A Medieval Palm Sunday Sermon

“[Christ] having entered the battle, had nails affixed to his feet as shin guards, He held a reed in [his] hand for a lance, [his] hands were affixed with nails for a sword.  He had the cross for a shield, for a breastplate [He had] flowing blood on [his] entire body, [He had] a scarlet cloak for a soldier’s tunic and crown of thorns for a helmet. Indeed, conversely, the devil had as a shield, infidelity, for a helmet, pride, for a lance, wicked suggestion, for a sword the power of ruler, for a breastplate, the mob of the disloyal.  Thus, therefore, [Christ] not armed in his hand, but affixed with nails, defeated the armed strong one, and lead away his spoils, liberated his own from the prison, and thus ascending into heaven he lead captivity captive.”   Alan of Lille, De ramis palmarum in Alain de Lille, Textes inédites. ed. Marie-Thérèse d’Alverny.
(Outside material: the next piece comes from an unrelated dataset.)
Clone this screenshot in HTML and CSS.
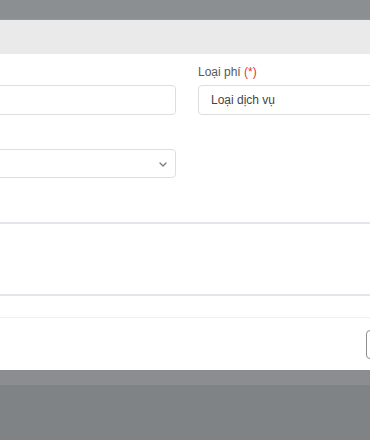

Études de philosophe medievale 12 (Paris 1965), p. 248. [My translation]        

In this Palm Sunday sermon, Alan of Lille, a late twelfth-century preacher and theologian in medieval France, compared Christ to a warrior who defeated the devil and sin on the cross.  He imagined that the devil had taken the castle of humanity through the temptation of Eve and Adam’s original sin and vice.  Therefore, Christ came to the castle of the Virgin Mary, fortified by her virtues, and became a human being.  Thereby, He could overcome the devil through His Passion as described above.  Having won the battle for redemption, Christ ascended into heaven and left believers as castles of virtue to resist sin and the devil through chastity of mind and body.  Alan exhorted his hearers in the following manner:

“Let us spread our clothing on the road, by punishing our bodies through abstinence, by preparing the way for Him, who is the Truth and the Life.  Let us exclaim with mind, mouth, and action: ‘Hosanna in the highest’ so that Jesus Christ might deign to save us, not in low places of earthly places, but in the heights of the heavenly places, not in the greeting of the left, but of the right, so that the Blessed One who comes in the name of the Lord may deign to bless us, in the present by keeping us in grace, [and] in the future by crowning us in glory.” Ibid., p. 249.